== Information supplied ==
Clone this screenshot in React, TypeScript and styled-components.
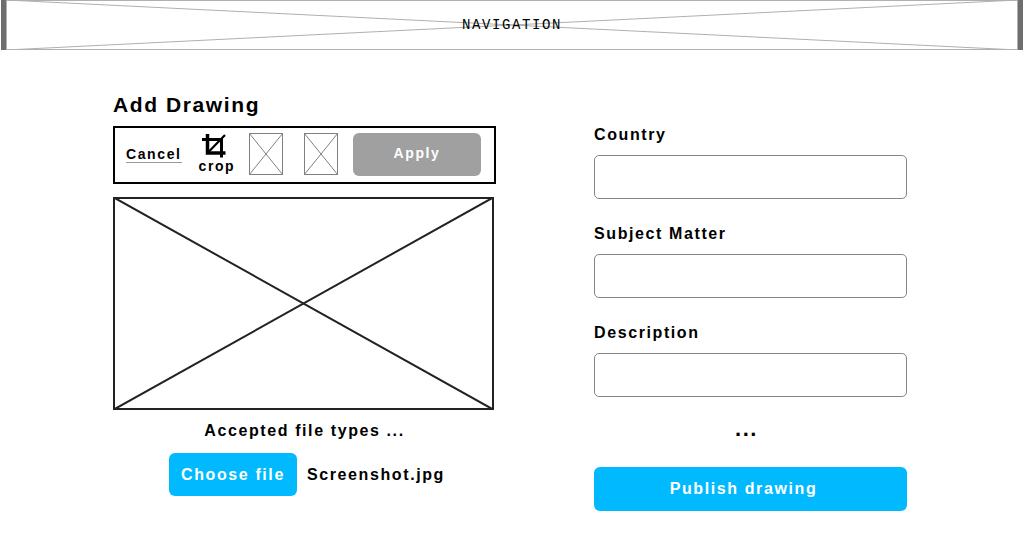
import React from "react";
import styled, { createGlobalStyle } from "styled-components";

const GlobalStyle = createGlobalStyle`
  *, *::before, *::after { box-sizing: border-box; }
  body {
    margin: 0;
    background: #fff;
    color: #000;
    font-family: "Liberation Sans", Arial, Helvetica, sans-serif;
    font-size: 16px;
    font-weight: 700;
    line-height: 20px;
    letter-spacing: 0.1em;
  }
  button, input { font: inherit; letter-spacing: inherit; }
`;

const Navigation = styled.nav`
  display: grid;
  height: 50px;
  margin: 0 1px;
  border: solid #6c6f6e;
  border-width: 0 5px;
`;

const Cross = styled.svg`
  display: block;
  grid-area: 1 / 1;
  width: 100%;
  height: 100%;
`;

const NavTitle = styled.span`
  grid-area: 1 / 1;
  place-self: center;
  font-family: "Liberation Mono", "Courier New", monospace;
  font-size: 14px;
  font-weight: 400;
`;

const Page = styled.main`
  display: grid;
  grid-template-columns: 383fr 313fr;
  gap: 98px;
  padding: 43px 117px 28px 113px;
`;

const Editor = styled.section`
  display: flex;
  flex-direction: column;
`;

const Title = styled.h1`
  margin: 0 0 9px;
  font-size: 21px;
  line-height: 24px;
`;

const Toolbar = styled.div`
  display: flex;
  align-items: center;
  height: 58px;
  padding: 0 13px 2px 11px;
  border: 2px solid #000;
  font-size: 14px;
  line-height: 16px;
`;

const CancelLink = styled.a`
  color: inherit;
  text-decoration: none;
  border-bottom: 1px solid #999;
`;

const CropButton = styled.button`
  display: flex;
  flex-direction: column;
  align-items: flex-start;
  margin-left: 17px;
  padding: 0;
  border: 0;
  background: none;
  color: inherit;

  svg { margin-left: 3px; }
`;

const ToolButton = styled.button`
  width: 34px;
  height: 42px;
  padding: 0;
  border: 0;
  background: none;
`;

const Tools = styled.div`
  display: flex;
  gap: 21px;
  margin-left: 14px;
`;

const Button = styled.button<{ $tone?: string }>`
  min-width: 128px;
  height: 43px;
  padding: 0 12px;
  border: 0;
  border-radius: 6px;
  background: ${(p) => p.$tone ?? "#00b9ff"};
  color: #fff;
  white-space: nowrap;
`;

const ApplyButton = styled(Button)`
  margin-left: auto;
  padding-bottom: 2px;
`;

const PublishButton = styled(Button)`
  height: 44px;
  padding-right: 26px;
`;

const Preview = styled.div`
  height: 213px;
  margin: 13px 2px 0 0;
`;

const Hint = styled.p`
  margin: 11px 0 12px;
  text-align: center;
`;

const FileRow = styled.div`
  display: flex;
  align-items: center;
  gap: 10px;
  padding-left: 56px;
`;

const Form = styled.form`
  display: flex;
  flex-direction: column;
  gap: 25px;
  padding-top: 32px;
`;

const Field = styled.div`
  display: flex;
  flex-direction: column;
  gap: 10px;
`;

const TextInput = styled.input`
  width: 100%;
  height: 44px;
  padding: 0 12px;
  border: 1px solid #858585;
  border-radius: 5px;
  background: #fff;
`;

const More = styled.p`
  margin: 0 0 6px;
  padding-right: 8px;
  font-size: 22px;
  line-height: 14px;
  text-align: center;
`;

const fields = [
  { id: "country", label: "Country" },
  { id: "subject", label: "Subject Matter" },
  { id: "description", label: "Description" },
];

function CrossLines({ color, width = 1 }: { color: string; width?: number }) {
  return (
    <Cross aria-hidden="true" stroke={color} strokeWidth={width} fill="none">
      <line x1="0" y1="0" x2="100%" y2="100%" />
      <line x1="0" y1="100%" x2="100%" y2="0" />
      <rect x="0" y="0" width="100%" height="100%" strokeWidth={width * 2} />
    </Cross>
  );
}

function CropIcon() {
  return (
    <svg width="24" height="24" viewBox="0 0 24 24" fill="none" stroke="#000" aria-hidden="true">
      <path d="M5.500 0V19H23.500" strokeWidth="3.500" />
      <path d="M0 5.500H19.500V23.500" strokeWidth="3" />
      <path d="M6 18.500 23 1" strokeWidth="2.200" />
    </svg>
  );
}

export default function App() {
  return (
    <>
      <GlobalStyle />
      <Navigation>
        <CrossLines color="#b0b0b0" />
        <NavTitle>NAVIGATION</NavTitle>
      </Navigation>
      <Page>
        <Editor>
          <Title>Add Drawing</Title>
          <Toolbar>
            <CancelLink href="#cancel">Cancel</CancelLink>
            <CropButton type="button">
              <CropIcon />
              crop
            </CropButton>
            <Tools>
              <ToolButton type="button" aria-label="Tool one">
                <CrossLines color="#808080" />
              </ToolButton>
              <ToolButton type="button" aria-label="Tool two">
                <CrossLines color="#808080" />
              </ToolButton>
            </Tools>
            <ApplyButton type="button" $tone="#a0a0a0">Apply</ApplyButton>
          </Toolbar>
          <Preview role="img" aria-label="Drawing preview">
            <CrossLines color="#222" width={2} />
          </Preview>
          <Hint>Accepted file types ...</Hint>
          <FileRow>
            <Button type="button">Choose file</Button>
            <span>Screenshot.jpg</span>
          </FileRow>
        </Editor>
        <Form onSubmit={(e) => e.preventDefault()}>
          {fields.map((f) => (
            <Field key={f.id}>
              <label htmlFor={f.id}>{f.label}</label>
              <TextInput id={f.id} type="text" />
            </Field>
          ))}
          <More>...</More>
          <PublishButton type="submit">Publish drawing</PublishButton>
        </Form>
      </Page>
    </>
  );
}
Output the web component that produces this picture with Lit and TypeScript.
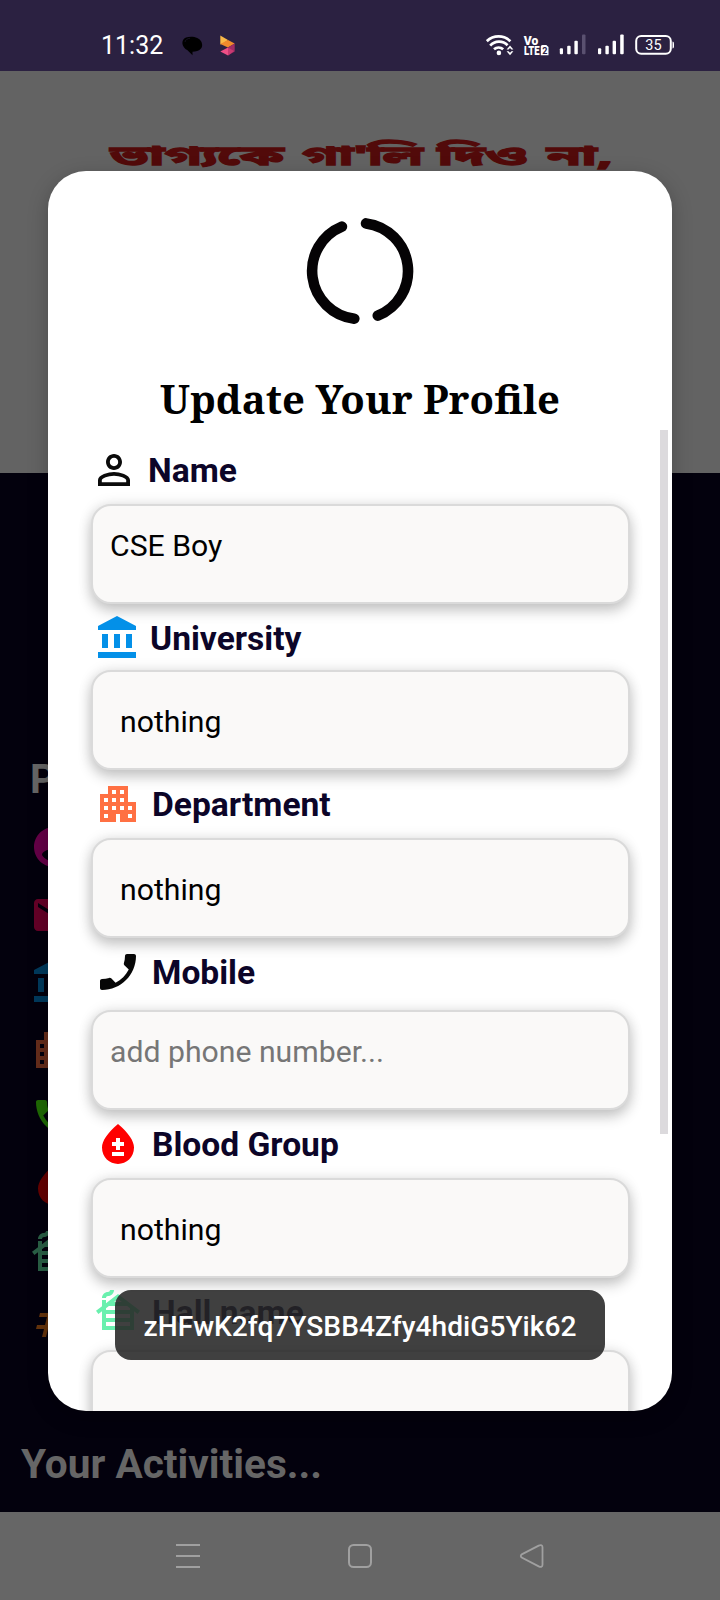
===
The exercise -> Your task is to collect every line above that contains the word "React".

Solved problem ->
Clone this screenshot in React, TypeScript and styled-components.
import React from "react";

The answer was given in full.